Bobby Fischer: A Hero Lost


Trailer from the documentary Bobby Fischer Against the World (2011)

Bobby Fischer, World Chess Champion

It’s a difficult concept coming to grips with the realization that one of your heroes is really a crazy talking jack ass. Robert James Fischer, World Chess Champion, was one of my heroes. I was only 6 years old when Fischer defeated Spassky to win the World Chess Championship in 1972, but it was his inspiration and his games that were used to teach me and encourage me to play chess.

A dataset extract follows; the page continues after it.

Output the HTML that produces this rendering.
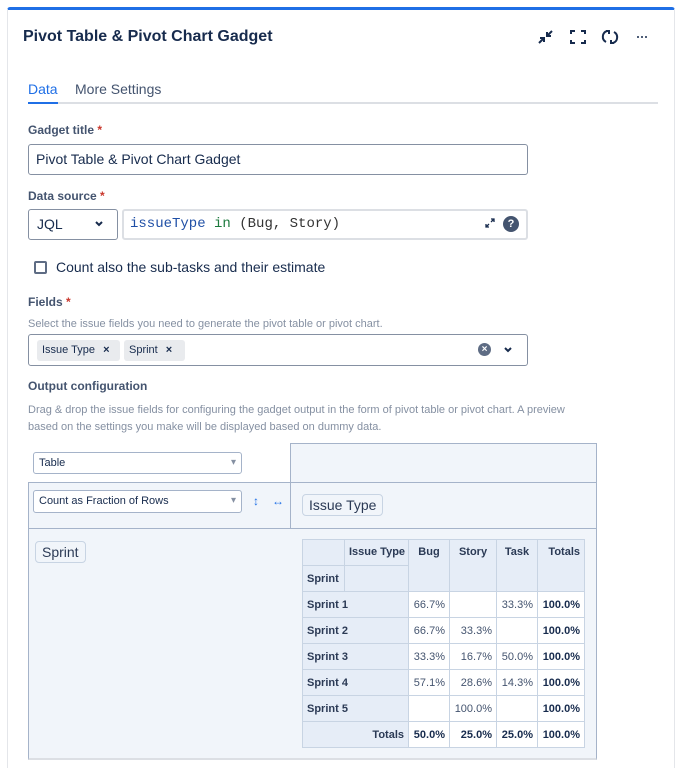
<!DOCTYPE html>
<html><head><meta charset="utf-8"><style>
*{box-sizing:border-box;margin:0;padding:0}
html,body{width:681px;height:768px;overflow:hidden}
body{background:#fff;font-family:"Liberation Sans",sans-serif;color:#172b4d;position:relative}
.a{position:absolute}
.card{left:7px;top:7px;width:668px;height:761px;border:1px solid #e4e6ea;border-bottom:0;border-top:3px solid #1f6fe6;border-radius:3px 3px 0 0}
.lbl{font-size:12px;font-weight:bold;color:#44546f}
.lbl b{color:#c9372c}
.inp{border:1px solid #8590a2;border-radius:3px;background:#fff}
.help{font-size:11px;color:#8590a2}
.pv{background:#f1f5fa;border-color:#a5b3c9;border-style:solid}
.sel{background:#fff;border:1px solid #a5b3c9;border-radius:3px;font-size:11px;padding:4px 5px;color:#172b4d}
.sel:after{content:"▾";position:absolute;right:5px;top:4px;color:#8590a2;font-size:10px}
.pill{border:1px solid #c8d4e3;border-radius:4px;background:#f1f5fa;font-size:14px;padding:2px 6px;color:#2b3a55}
table{border-collapse:collapse;font-size:11px;table-layout:fixed}
td,th{border:1px solid #c8d4e3;height:26px;padding:0 4px;text-align:right;white-space:nowrap}
th{background:#e6edf7;font-weight:bold;color:#2b3a55;vertical-align:top;padding-top:6px}
td{background:#fff;color:#44546f}
th.l{text-align:left}
.rh{vertical-align:middle;padding-top:0;text-align:left}
td.t{font-weight:bold;color:#172b4d}
.tag{background:#e9ebee;border-radius:3px;font-size:11px;padding:4px 5px;height:21px}
</style></head><body>
<div class="a card"></div>
<div class="a" style="left:23px;top:28px;font-size:16px;font-weight:bold">Pivot Table &amp; Pivot Chart Gadget</div>
<svg class="a" style="left:537px;top:28px" width="120" height="18" viewBox="0 0 120 18" fill="none" stroke="#172b4d" stroke-width="2">
<path d="M2 15l5-5M3 10h4v4M15 3l-5 5M10 4v4h4"/>
<path d="M34 6V3h4M44 3h4v3M48 12v3h-4M38 15h-4v-3"/>
<path d="M70 3a6 6 0 0 0 -1 11M69 3h3v3M76 15a6 6 0 0 0 1 -11M77 15h-3v-3"/>
<circle cx="101" cy="9" r="1" fill="#172b4d" stroke="none"/><circle cx="105" cy="9" r="1" fill="#172b4d" stroke="none"/><circle cx="109" cy="9" r="1" fill="#172b4d" stroke="none"/>
</svg>
<div class="a" style="left:28px;top:81px;font-size:14px;color:#1f6fe6">Data</div>
<div class="a" style="left:75px;top:81px;font-size:14px;color:#44546f">More Settings</div>
<div class="a" style="left:28px;top:102px;width:630px;height:2px;background:#dcdfe4"></div>
<div class="a" style="left:28px;top:102px;width:30px;height:2px;background:#1f6fe6"></div>
<div class="a lbl" style="left:28px;top:123px">Gadget title <b>*</b></div>
<div class="a inp" style="left:28px;top:144px;width:500px;height:31px;font-size:14px;padding:6px 7px">Pivot Table &amp; Pivot Chart Gadget</div>
<div class="a lbl" style="left:28px;top:189px">Data source <b>*</b></div>
<div class="a inp" style="left:28px;top:209px;width:90px;height:31px;font-size:14px;padding:6px 8px">JQL</div>
<svg class="a" style="left:94px;top:220px" width="10" height="8" fill="none" stroke="#172b4d" stroke-width="2"><path d="M2 2l3 3 3-3"/></svg>
<div class="a" style="left:122px;top:209px;width:406px;height:31px;border:2px solid #dcdfe4;border-radius:3px;font-family:'Liberation Mono',monospace;font-size:14px;padding:5px 6px;color:#333">
<span style="color:#1f4fa6">issueType</span> <span style="color:#1d7a3e">in</span> (Bug, Story)</div>
<svg class="a" style="left:484px;top:217px" width="12" height="12" fill="none" stroke="#172b4d" stroke-width="1.3"><path d="M2 10l3-3M2 7v3h3M10 2l-3 3M7 2h3v3"/></svg>
<div class="a" style="left:503px;top:216px;width:16px;height:16px;border-radius:50%;background:#44546f;color:#fff;font-size:11px;font-weight:bold;text-align:center;line-height:16px">?</div>
<div class="a" style="left:34px;top:261px;width:13px;height:13px;border:2px solid #5e6c84;border-radius:2px"></div>
<div class="a" style="left:56px;top:259px;font-size:14px">Count also the sub-tasks and their estimate</div>
<div class="a lbl" style="left:28px;top:295px">Fields <b>*</b></div>
<div class="a help" style="left:28px;top:318px">Select the issue fields you need to generate the pivot table or pivot chart.</div>
<div class="a inp" style="left:28px;top:334px;width:500px;height:32px"></div>
<div class="a tag" style="left:37px;top:340px;width:83px">Issue Type <span style="margin-left:5px;font-weight:bold">×</span></div>
<div class="a tag" style="left:124px;top:340px;width:61px">Sprint <span style="margin-left:5px;font-weight:bold">×</span></div>
<div class="a" style="left:478px;top:343px;width:13px;height:13px;border-radius:50%;background:#5e6c84;color:#fff;font-size:10px;font-weight:bold;text-align:center;line-height:13px">×</div>
<svg class="a" style="left:503px;top:346px" width="10" height="8" fill="none" stroke="#172b4d" stroke-width="2"><path d="M2 2l3 3 3-3"/></svg>
<div class="a lbl" style="left:28px;top:379px">Output configuration</div>
<div class="a help" style="left:28px;top:402px;line-height:17px;width:620px">Drag &amp; drop the issue fields for configuring the gadget output in the form of pivot table or pivot chart. A preview<br>based on the settings you make will be displayed based on dummy data.</div>

<div class="a pv" style="left:290px;top:443px;width:307px;height:40px;border-width:1px 1px 0 1px"></div>
<div class="a pv" style="left:28px;top:482px;width:569px;height:47px;border-width:1px 1px 1px 1px"></div>
<div class="a pv" style="left:28px;top:529px;width:263px;height:231px;border-width:0 1px 2px 1px;border-bottom-color:#dcdfe4"></div>
<div class="a pv" style="left:290px;top:529px;width:307px;height:231px;border-width:0 1px 2px 0;border-bottom-color:#dcdfe4"></div>
<div class="a" style="left:290px;top:482px;width:1px;height:47px;background:#a5b3c9"></div>
<div class="a sel" style="left:33px;top:452px;width:209px;height:22px">Table</div>
<div class="a sel" style="left:33px;top:490px;width:209px;height:23px">Count as Fraction of Rows</div>
<div class="a" style="left:253px;top:494px;font-size:12px;color:#1f6fe6">↕</div>
<div class="a" style="left:272px;top:494px;font-size:12px;color:#1f6fe6">↔</div>
<div class="a pill" style="left:302px;top:494px">Issue Type</div>
<div class="a pill" style="left:35px;top:541px">Sprint</div>
<table class="a" style="left:302px;top:539px;width:282px">
<colgroup><col style="width:42px"><col style="width:64px"><col style="width:41px"><col style="width:47px"><col style="width:41px"><col style="width:47px"></colgroup>
<tr><th></th><th class="l">Issue Type</th><th rowspan="2" style="text-align:center">Bug</th><th rowspan="2" style="text-align:center">Story</th><th rowspan="2" style="text-align:center">Task</th><th rowspan="2">Totals</th></tr>
<tr><th class="rh">Sprint</th><th></th></tr>
<tr><th class="rh" colspan="2">Sprint 1</th><td>66.7%</td><td></td><td>33.3%</td><td class="t">100.0%</td></tr>
<tr><th class="rh" colspan="2">Sprint 2</th><td>66.7%</td><td>33.3%</td><td></td><td class="t">100.0%</td></tr>
<tr><th class="rh" colspan="2">Sprint 3</th><td>33.3%</td><td>16.7%</td><td>50.0%</td><td class="t">100.0%</td></tr>
<tr><th class="rh" colspan="2">Sprint 4</th><td>57.1%</td><td>28.6%</td><td>14.3%</td><td class="t">100.0%</td></tr>
<tr><th class="rh" colspan="2">Sprint 5</th><td></td><td>100.0%</td><td></td><td class="t">100.0%</td></tr>
<tr><th class="rh" colspan="2" style="text-align:right">Totals</th><td class="t">50.0%</td><td class="t">25.0%</td><td class="t">25.0%</td><td class="t">100.0%</td></tr>
</table>
</body></html>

My grandfather and I would sit at a little wooden chessboard he owned and which he subsequently gave me (I no longer have it having lost it when my attention to chess waned) and review and replay Fischer’s great triumph at Reykjavik, Iceland.

I was enamored with chess until later in my teens when video games and role playing games drew away my attention, but I still enjoy keeping up with it (quick. . .who is the current World Chess Champion?) and will occasionally take a glance at the New York Times’ chess column.

Despite my drift away from the game of kings, I still held resolute in my idolization of Fischer whose intellectual capacity seemingly had no limit. And, let’s face it, he took on and defeated the Russians at a time when we all wanted to defeat the Russians and stick their chess pomposity in their faces.

But as he grew older and more isolated, it became clearer that Fischer simply held views of the world that could not and should not be accepted. His anti-semitic rants. His anti-Christian rants. His anti-American rants. And, last but certainly not least, his unbelievable rant on 9.11.

My adoration of Fischer and my later disenchantment with him was confirmed once again as I read his most recent biography, Endgame, by Frank Brady and watched the Liz Garbus documentary, Bobby Fischer Against the World. Both capture the essence of Bobby Fischer and how mystifying it is to watch such a unique genius remove himself from the world and the game that he loved – all because of his rude behavior and offensive talk.

Fischer died in January 2008 at the age of 64 – the number of squares to be found on a chessboard.

Want to know more about Fischer? I would highly recommend Brady’s book, Garbus’ documentary and, if you really want to get into the 1972 match, the book Fischer vs. Spassky: The Chess Match of the Century by Svetozar Gligoric.